Abstract

This article aims to analyse the governmental rationalities that took passions as an object in the French seventeenth century, unleashing the modern transformation in emotional power. The classical question of the intertwining between emotions and rationality is approached through a cultural and historical perspective, analyzing historically situated discourses that define political rationalities that propose to govern, with specific techniques and objectives, certain “emotions”’ that are conceived in a certain way. Passions emerged as an object of government through the statement that passions and not inactive reason were the true drivers of human action. Analyzing the treatises on the government of passions as “arts of government” aimed at the authorities of the period, this article explores initially how Neostoic discourses promoted an exchange between Augustinian government of the will and reason of state’s strategies of manipulation of interests.

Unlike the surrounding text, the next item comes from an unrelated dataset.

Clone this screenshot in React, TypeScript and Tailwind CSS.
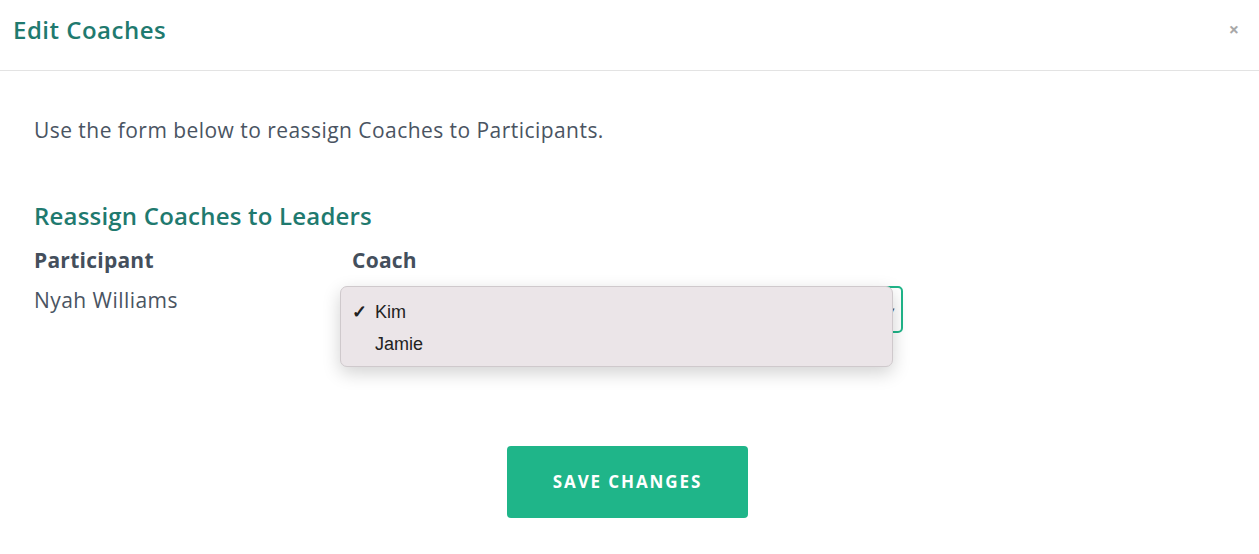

Subsequently, by scrutinizing the texts of French moralists of the second half of the century, this article shows how, under the influence of Jansenism, they invert Neostoic logic and affirm a new emotional rule for political government: enlightened self-love. The idea that the commerce of selfish passions in the market could promote social peace and material progress cleared the path for the acceptance of a concupiscent order. The article’s contribution resides firstly in the history of the shift in the West’s fundamental emotional rule, love, and secondly in the way in which emotional power could work as a condition of possibility for the emergence of modern economic rationality.